▶ _SOURCE DATA_:
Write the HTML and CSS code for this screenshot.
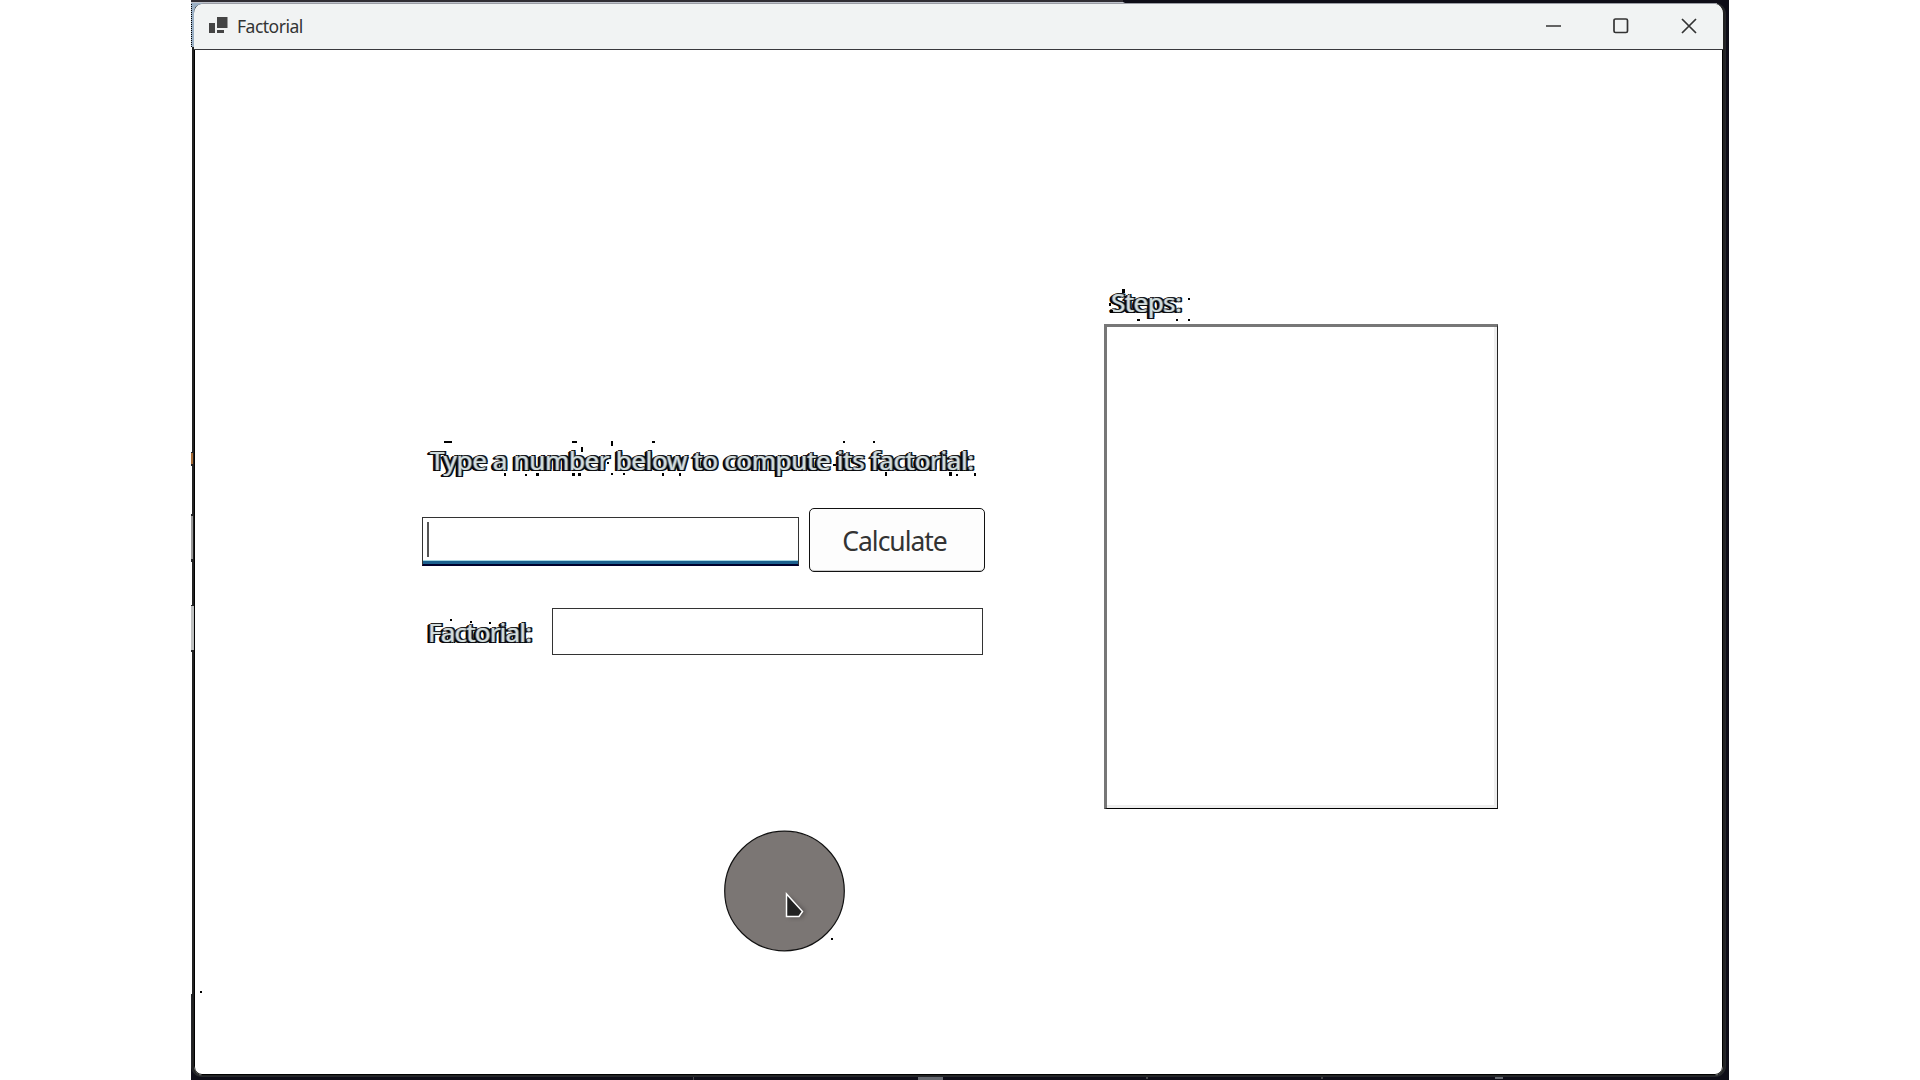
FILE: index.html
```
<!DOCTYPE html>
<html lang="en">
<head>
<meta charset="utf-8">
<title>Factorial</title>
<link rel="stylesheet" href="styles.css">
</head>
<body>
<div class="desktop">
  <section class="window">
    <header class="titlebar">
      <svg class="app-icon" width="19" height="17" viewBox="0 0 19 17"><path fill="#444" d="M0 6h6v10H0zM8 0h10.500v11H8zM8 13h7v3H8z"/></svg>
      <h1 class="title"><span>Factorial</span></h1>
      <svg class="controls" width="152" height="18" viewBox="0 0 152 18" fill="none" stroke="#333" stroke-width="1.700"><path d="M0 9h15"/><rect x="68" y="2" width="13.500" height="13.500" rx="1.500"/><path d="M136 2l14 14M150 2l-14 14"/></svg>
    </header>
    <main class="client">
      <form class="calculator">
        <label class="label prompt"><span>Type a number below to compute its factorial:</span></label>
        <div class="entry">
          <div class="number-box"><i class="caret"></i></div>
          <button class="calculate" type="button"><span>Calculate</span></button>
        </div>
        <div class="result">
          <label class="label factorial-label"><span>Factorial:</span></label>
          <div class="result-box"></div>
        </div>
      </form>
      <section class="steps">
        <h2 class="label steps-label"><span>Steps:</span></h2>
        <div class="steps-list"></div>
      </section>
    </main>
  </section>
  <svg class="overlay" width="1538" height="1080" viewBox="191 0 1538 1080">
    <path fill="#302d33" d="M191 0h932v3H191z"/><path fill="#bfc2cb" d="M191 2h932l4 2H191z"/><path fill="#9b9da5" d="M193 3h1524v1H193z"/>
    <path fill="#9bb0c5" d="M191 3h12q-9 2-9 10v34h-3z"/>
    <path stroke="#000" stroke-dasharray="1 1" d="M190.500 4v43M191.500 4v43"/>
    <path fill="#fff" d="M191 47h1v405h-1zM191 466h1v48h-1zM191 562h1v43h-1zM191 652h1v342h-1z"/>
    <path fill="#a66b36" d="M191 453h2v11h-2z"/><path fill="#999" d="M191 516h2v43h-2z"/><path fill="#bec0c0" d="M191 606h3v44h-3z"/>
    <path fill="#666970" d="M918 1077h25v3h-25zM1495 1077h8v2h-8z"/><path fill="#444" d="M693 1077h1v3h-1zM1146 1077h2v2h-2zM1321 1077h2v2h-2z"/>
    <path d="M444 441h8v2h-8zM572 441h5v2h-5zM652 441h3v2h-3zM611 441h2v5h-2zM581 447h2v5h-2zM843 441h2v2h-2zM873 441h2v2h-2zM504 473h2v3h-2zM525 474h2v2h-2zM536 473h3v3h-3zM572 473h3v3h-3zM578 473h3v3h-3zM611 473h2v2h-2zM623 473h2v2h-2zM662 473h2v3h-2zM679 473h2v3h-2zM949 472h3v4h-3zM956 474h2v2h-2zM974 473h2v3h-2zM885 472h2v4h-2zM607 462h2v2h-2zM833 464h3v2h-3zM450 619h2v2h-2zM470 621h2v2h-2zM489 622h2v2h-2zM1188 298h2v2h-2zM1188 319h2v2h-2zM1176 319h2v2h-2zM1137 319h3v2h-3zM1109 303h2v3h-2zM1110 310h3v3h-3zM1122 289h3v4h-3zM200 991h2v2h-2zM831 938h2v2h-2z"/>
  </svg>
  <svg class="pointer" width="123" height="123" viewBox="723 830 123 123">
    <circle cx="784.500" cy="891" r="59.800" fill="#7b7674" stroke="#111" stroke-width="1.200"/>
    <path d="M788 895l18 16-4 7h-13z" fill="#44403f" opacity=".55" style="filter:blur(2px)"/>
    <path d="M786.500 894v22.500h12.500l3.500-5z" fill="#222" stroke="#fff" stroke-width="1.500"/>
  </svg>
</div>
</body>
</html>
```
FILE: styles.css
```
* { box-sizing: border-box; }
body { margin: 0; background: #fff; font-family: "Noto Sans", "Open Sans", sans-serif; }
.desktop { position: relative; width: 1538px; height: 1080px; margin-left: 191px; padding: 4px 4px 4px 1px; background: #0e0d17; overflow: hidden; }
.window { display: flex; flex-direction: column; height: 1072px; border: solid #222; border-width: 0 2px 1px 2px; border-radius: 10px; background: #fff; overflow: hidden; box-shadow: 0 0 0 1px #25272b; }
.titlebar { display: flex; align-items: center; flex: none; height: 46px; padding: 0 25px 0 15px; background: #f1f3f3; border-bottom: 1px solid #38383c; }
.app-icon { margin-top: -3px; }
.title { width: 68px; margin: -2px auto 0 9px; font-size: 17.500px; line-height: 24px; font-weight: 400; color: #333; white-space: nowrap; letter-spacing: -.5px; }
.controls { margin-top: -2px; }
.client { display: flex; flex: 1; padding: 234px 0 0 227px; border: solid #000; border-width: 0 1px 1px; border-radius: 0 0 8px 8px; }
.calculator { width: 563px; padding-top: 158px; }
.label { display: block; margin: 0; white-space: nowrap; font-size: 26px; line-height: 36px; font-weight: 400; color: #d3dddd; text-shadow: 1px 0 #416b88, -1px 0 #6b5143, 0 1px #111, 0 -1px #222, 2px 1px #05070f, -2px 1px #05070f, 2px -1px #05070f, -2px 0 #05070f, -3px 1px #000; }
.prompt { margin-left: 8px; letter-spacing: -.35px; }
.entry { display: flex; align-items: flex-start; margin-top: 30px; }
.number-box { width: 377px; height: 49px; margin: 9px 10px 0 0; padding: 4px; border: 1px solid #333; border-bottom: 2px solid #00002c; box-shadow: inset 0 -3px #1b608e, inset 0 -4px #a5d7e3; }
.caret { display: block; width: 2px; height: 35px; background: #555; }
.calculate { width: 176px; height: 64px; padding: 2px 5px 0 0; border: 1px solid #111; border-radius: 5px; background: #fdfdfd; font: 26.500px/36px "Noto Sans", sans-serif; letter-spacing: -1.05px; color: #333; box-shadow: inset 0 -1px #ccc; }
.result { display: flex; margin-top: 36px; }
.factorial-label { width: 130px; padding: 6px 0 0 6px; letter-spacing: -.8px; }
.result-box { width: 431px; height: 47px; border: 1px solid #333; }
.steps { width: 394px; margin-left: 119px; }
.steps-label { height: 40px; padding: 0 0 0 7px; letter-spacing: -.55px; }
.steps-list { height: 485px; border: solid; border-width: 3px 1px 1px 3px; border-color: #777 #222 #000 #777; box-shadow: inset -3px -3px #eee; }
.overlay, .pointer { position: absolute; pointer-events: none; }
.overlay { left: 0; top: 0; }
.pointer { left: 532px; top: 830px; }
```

▶ _STATED TASK_: Give an exact reproduction of every line, leaving out any picture.

▶ _RESULT FOR THIS EXERCISE_:
Write the HTML and CSS code for this screenshot.
FILE: index.html
```
<!DOCTYPE html>
<html lang="en">
<head>
<meta charset="utf-8">
<title>Factorial</title>
<link rel="stylesheet" href="styles.css">
</head>
<body>
<div class="desktop">
  <section class="window">
    <header class="titlebar">
      <svg class="app-icon" width="19" height="17" viewBox="0 0 19 17"><path fill="#444" d="M0 6h6v10H0zM8 0h10.500v11H8zM8 13h7v3H8z"/></svg>
      <h1 class="title"><span>Factorial</span></h1>
      <svg class="controls" width="152" height="18" viewBox="0 0 152 18" fill="none" stroke="#333" stroke-width="1.700"><path d="M0 9h15"/><rect x="68" y="2" width="13.500" height="13.500" rx="1.500"/><path d="M136 2l14 14M150 2l-14 14"/></svg>
    </header>
    <main class="client">
      <form class="calculator">
        <label class="label prompt"><span>Type a number below to compute its factorial:</span></label>
        <div class="entry">
          <div class="number-box"><i class="caret"></i></div>
          <button class="calculate" type="button"><span>Calculate</span></button>
        </div>
        <div class="result">
          <label class="label factorial-label"><span>Factorial:</span></label>
          <div class="result-box"></div>
        </div>
      </form>
      <section class="steps">
        <h2 class="label steps-label"><span>Steps:</span></h2>
        <div class="steps-list"></div>
      </section>
    </main>
  </section>
  <svg class="overlay" width="1538" height="1080" viewBox="191 0 1538 1080">
    <path fill="#302d33" d="M191 0h932v3H191z"/><path fill="#bfc2cb" d="M191 2h932l4 2H191z"/><path fill="#9b9da5" d="M193 3h1524v1H193z"/>
    <path fill="#9bb0c5" d="M191 3h12q-9 2-9 10v34h-3z"/>
    <path stroke="#000" stroke-dasharray="1 1" d="M190.500 4v43M191.500 4v43"/>
    <path fill="#fff" d="M191 47h1v405h-1zM191 466h1v48h-1zM191 562h1v43h-1zM191 652h1v342h-1z"/>
    <path fill="#a66b36" d="M191 453h2v11h-2z"/><path fill="#999" d="M191 516h2v43h-2z"/><path fill="#bec0c0" d="M191 606h3v44h-3z"/>
    <path fill="#666970" d="M918 1077h25v3h-25zM1495 1077h8v2h-8z"/><path fill="#444" d="M693 1077h1v3h-1zM1146 1077h2v2h-2zM1321 1077h2v2h-2z"/>
    <path d="M444 441h8v2h-8zM572 441h5v2h-5zM652 441h3v2h-3zM611 441h2v5h-2zM581 447h2v5h-2zM843 441h2v2h-2zM873 441h2v2h-2zM504 473h2v3h-2zM525 474h2v2h-2zM536 473h3v3h-3zM572 473h3v3h-3zM578 473h3v3h-3zM611 473h2v2h-2zM623 473h2v2h-2zM662 473h2v3h-2zM679 473h2v3h-2zM949 472h3v4h-3zM956 474h2v2h-2zM974 473h2v3h-2zM885 472h2v4h-2zM607 462h2v2h-2zM833 464h3v2h-3zM450 619h2v2h-2zM470 621h2v2h-2zM489 622h2v2h-2zM1188 298h2v2h-2zM1188 319h2v2h-2zM1176 319h2v2h-2zM1137 319h3v2h-3zM1109 303h2v3h-2zM1110 310h3v3h-3zM1122 289h3v4h-3zM200 991h2v2h-2zM831 938h2v2h-2z"/>
  </svg>
  <svg class="pointer" width="123" height="123" viewBox="723 830 123 123">
    <circle cx="784.500" cy="891" r="59.800" fill="#7b7674" stroke="#111" stroke-width="1.200"/>
    <path d="M788 895l18 16-4 7h-13z" fill="#44403f" opacity=".55" style="filter:blur(2px)"/>
    <path d="M786.500 894v22.500h12.500l3.500-5z" fill="#222" stroke="#fff" stroke-width="1.500"/>
  </svg>
</div>
</body>
</html>
```
FILE: styles.css
```
* { box-sizing: border-box; }
body { margin: 0; background: #fff; font-family: "Noto Sans", "Open Sans", sans-serif; }
.desktop { position: relative; width: 1538px; height: 1080px; margin-left: 191px; padding: 4px 4px 4px 1px; background: #0e0d17; overflow: hidden; }
.window { display: flex; flex-direction: column; height: 1072px; border: solid #222; border-width: 0 2px 1px 2px; border-radius: 10px; background: #fff; overflow: hidden; box-shadow: 0 0 0 1px #25272b; }
.titlebar { display: flex; align-items: center; flex: none; height: 46px; padding: 0 25px 0 15px; background: #f1f3f3; border-bottom: 1px solid #38383c; }
.app-icon { margin-top: -3px; }
.title { width: 68px; margin: -2px auto 0 9px; font-size: 17.500px; line-height: 24px; font-weight: 400; color: #333; white-space: nowrap; letter-spacing: -.5px; }
.controls { margin-top: -2px; }
.client { display: flex; flex: 1; padding: 234px 0 0 227px; border: solid #000; border-width: 0 1px 1px; border-radius: 0 0 8px 8px; }
.calculator { width: 563px; padding-top: 158px; }
.label { display: block; margin: 0; white-space: nowrap; font-size: 26px; line-height: 36px; font-weight: 400; color: #d3dddd; text-shadow: 1px 0 #416b88, -1px 0 #6b5143, 0 1px #111, 0 -1px #222, 2px 1px #05070f, -2px 1px #05070f, 2px -1px #05070f, -2px 0 #05070f, -3px 1px #000; }
.prompt { margin-left: 8px; letter-spacing: -.35px; }
.entry { display: flex; align-items: flex-start; margin-top: 30px; }
.number-box { width: 377px; height: 49px; margin: 9px 10px 0 0; padding: 4px; border: 1px solid #333; border-bottom: 2px solid #00002c; box-shadow: inset 0 -3px #1b608e, inset 0 -4px #a5d7e3; }
.caret { display: block; width: 2px; height: 35px; background: #555; }
.calculate { width: 176px; height: 64px; padding: 2px 5px 0 0; border: 1px solid #111; border-radius: 5px; background: #fdfdfd; font: 26.500px/36px "Noto Sans", sans-serif; letter-spacing: -1.05px; color: #333; box-shadow: inset 0 -1px #ccc; }
.result { display: flex; margin-top: 36px; }
.factorial-label { width: 130px; padding: 6px 0 0 6px; letter-spacing: -.8px; }
.result-box { width: 431px; height: 47px; border: 1px solid #333; }
.steps { width: 394px; margin-left: 119px; }
.steps-label { height: 40px; padding: 0 0 0 7px; letter-spacing: -.55px; }
.steps-list { height: 485px; border: solid; border-width: 3px 1px 1px 3px; border-color: #777 #222 #000 #777; box-shadow: inset -3px -3px #eee; }
.overlay, .pointer { position: absolute; pointer-events: none; }
.overlay { left: 0; top: 0; }
.pointer { left: 532px; top: 830px; }
```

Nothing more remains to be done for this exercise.